**TASK BRIEF**
Return the material word for word. Do not include the pictures.

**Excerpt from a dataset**
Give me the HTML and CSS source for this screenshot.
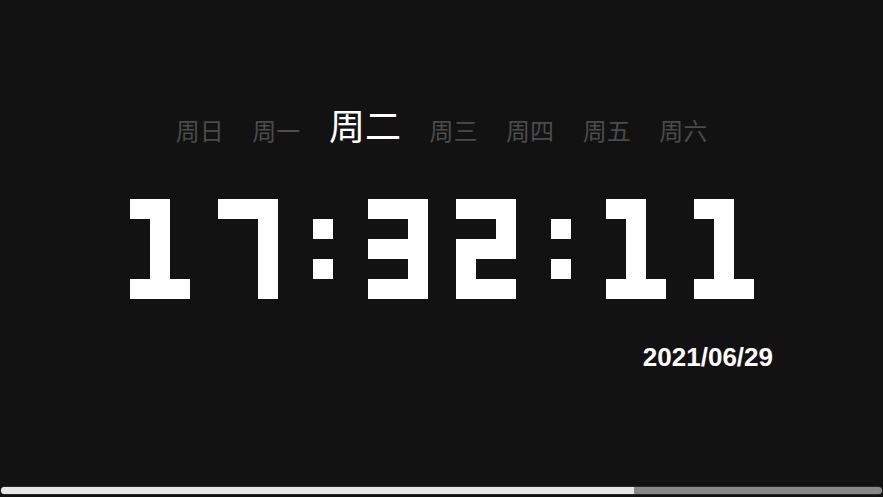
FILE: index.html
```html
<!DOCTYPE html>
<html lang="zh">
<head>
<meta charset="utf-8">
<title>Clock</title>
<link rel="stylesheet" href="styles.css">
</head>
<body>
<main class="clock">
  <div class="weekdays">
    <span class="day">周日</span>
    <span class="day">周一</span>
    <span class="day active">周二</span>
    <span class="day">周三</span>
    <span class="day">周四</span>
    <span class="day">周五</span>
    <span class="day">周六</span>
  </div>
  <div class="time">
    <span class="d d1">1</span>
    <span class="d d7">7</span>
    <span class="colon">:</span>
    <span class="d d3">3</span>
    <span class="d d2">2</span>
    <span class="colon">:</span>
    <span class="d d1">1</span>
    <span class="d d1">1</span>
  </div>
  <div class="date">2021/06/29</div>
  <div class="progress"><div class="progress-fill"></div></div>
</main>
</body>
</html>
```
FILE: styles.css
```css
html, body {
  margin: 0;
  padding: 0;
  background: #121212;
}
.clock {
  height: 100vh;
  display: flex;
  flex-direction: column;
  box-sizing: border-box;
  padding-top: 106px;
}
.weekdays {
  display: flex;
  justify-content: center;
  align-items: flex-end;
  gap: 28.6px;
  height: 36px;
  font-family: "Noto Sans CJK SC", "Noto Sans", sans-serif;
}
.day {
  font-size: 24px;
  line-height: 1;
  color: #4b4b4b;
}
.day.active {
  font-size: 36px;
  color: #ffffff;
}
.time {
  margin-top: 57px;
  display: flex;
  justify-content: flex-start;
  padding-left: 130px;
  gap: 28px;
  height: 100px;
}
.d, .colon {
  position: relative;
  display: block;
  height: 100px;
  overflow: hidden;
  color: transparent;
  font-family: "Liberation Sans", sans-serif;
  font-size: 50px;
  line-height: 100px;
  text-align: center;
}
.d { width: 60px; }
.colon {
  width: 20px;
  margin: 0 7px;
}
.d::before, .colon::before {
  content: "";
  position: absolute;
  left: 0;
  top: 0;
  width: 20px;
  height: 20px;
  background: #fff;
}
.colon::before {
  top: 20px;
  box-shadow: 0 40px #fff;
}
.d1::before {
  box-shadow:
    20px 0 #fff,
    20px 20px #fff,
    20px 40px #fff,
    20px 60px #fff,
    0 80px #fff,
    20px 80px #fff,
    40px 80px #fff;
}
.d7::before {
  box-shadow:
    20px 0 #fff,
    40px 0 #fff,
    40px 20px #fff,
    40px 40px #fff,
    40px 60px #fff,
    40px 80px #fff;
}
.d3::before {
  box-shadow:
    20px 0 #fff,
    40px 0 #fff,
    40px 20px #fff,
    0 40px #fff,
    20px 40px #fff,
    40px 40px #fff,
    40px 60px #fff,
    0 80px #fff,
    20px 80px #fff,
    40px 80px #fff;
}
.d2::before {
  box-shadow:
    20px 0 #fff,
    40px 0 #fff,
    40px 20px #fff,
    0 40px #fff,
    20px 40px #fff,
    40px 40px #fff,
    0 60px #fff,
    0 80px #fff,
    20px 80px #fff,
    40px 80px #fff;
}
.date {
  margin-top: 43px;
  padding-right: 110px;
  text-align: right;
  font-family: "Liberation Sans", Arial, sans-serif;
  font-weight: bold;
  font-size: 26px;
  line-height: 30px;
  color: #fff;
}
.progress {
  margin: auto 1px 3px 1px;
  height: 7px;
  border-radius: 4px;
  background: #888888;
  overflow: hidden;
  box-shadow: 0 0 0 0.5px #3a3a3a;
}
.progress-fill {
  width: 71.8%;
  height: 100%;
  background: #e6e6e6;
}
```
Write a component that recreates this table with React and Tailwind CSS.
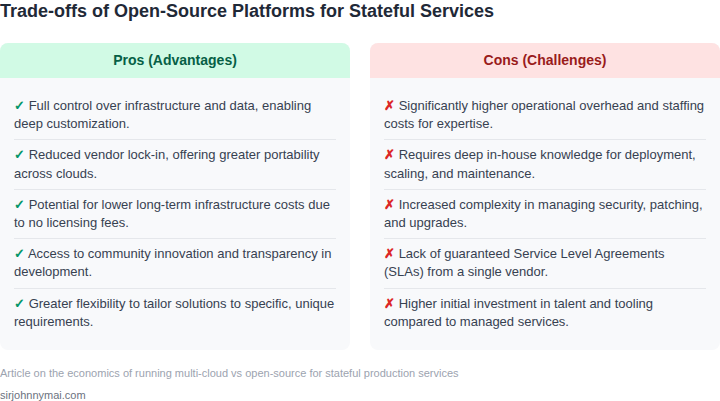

**THE COMPLETED TASK**
Give me the HTML and CSS source for this screenshot.
FILE: index.html
```html
<!DOCTYPE html>
<html lang="zh">
<head>
<meta charset="utf-8">
<title>Clock</title>
<link rel="stylesheet" href="styles.css">
</head>
<body>
<main class="clock">
  <div class="weekdays">
    <span class="day">周日</span>
    <span class="day">周一</span>
    <span class="day active">周二</span>
    <span class="day">周三</span>
    <span class="day">周四</span>
    <span class="day">周五</span>
    <span class="day">周六</span>
  </div>
  <div class="time">
    <span class="d d1">1</span>
    <span class="d d7">7</span>
    <span class="colon">:</span>
    <span class="d d3">3</span>
    <span class="d d2">2</span>
    <span class="colon">:</span>
    <span class="d d1">1</span>
    <span class="d d1">1</span>
  </div>
  <div class="date">2021/06/29</div>
  <div class="progress"><div class="progress-fill"></div></div>
</main>
</body>
</html>
```
FILE: styles.css
```css
html, body {
  margin: 0;
  padding: 0;
  background: #121212;
}
.clock {
  height: 100vh;
  display: flex;
  flex-direction: column;
  box-sizing: border-box;
  padding-top: 106px;
}
.weekdays {
  display: flex;
  justify-content: center;
  align-items: flex-end;
  gap: 28.6px;
  height: 36px;
  font-family: "Noto Sans CJK SC", "Noto Sans", sans-serif;
}
.day {
  font-size: 24px;
  line-height: 1;
  color: #4b4b4b;
}
.day.active {
  font-size: 36px;
  color: #ffffff;
}
.time {
  margin-top: 57px;
  display: flex;
  justify-content: flex-start;
  padding-left: 130px;
  gap: 28px;
  height: 100px;
}
.d, .colon {
  position: relative;
  display: block;
  height: 100px;
  overflow: hidden;
  color: transparent;
  font-family: "Liberation Sans", sans-serif;
  font-size: 50px;
  line-height: 100px;
  text-align: center;
}
.d { width: 60px; }
.colon {
  width: 20px;
  margin: 0 7px;
}
.d::before, .colon::before {
  content: "";
  position: absolute;
  left: 0;
  top: 0;
  width: 20px;
  height: 20px;
  background: #fff;
}
.colon::before {
  top: 20px;
  box-shadow: 0 40px #fff;
}
.d1::before {
  box-shadow:
    20px 0 #fff,
    20px 20px #fff,
    20px 40px #fff,
    20px 60px #fff,
    0 80px #fff,
    20px 80px #fff,
    40px 80px #fff;
}
.d7::before {
  box-shadow:
    20px 0 #fff,
    40px 0 #fff,
    40px 20px #fff,
    40px 40px #fff,
    40px 60px #fff,
    40px 80px #fff;
}
.d3::before {
  box-shadow:
    20px 0 #fff,
    40px 0 #fff,
    40px 20px #fff,
    0 40px #fff,
    20px 40px #fff,
    40px 40px #fff,
    40px 60px #fff,
    0 80px #fff,
    20px 80px #fff,
    40px 80px #fff;
}
.d2::before {
  box-shadow:
    20px 0 #fff,
    40px 0 #fff,
    40px 20px #fff,
    0 40px #fff,
    20px 40px #fff,
    40px 40px #fff,
    0 60px #fff,
    0 80px #fff,
    20px 80px #fff,
    40px 80px #fff;
}
.date {
  margin-top: 43px;
  padding-right: 110px;
  text-align: right;
  font-family: "Liberation Sans", Arial, sans-serif;
  font-weight: bold;
  font-size: 26px;
  line-height: 30px;
  color: #fff;
}
.progress {
  margin: auto 1px 3px 1px;
  height: 7px;
  border-radius: 4px;
  background: #888888;
  overflow: hidden;
  box-shadow: 0 0 0 0.5px #3a3a3a;
}
.progress-fill {
  width: 71.8%;
  height: 100%;
  background: #e6e6e6;
}
```
Write a component that recreates this table with React and Tailwind CSS.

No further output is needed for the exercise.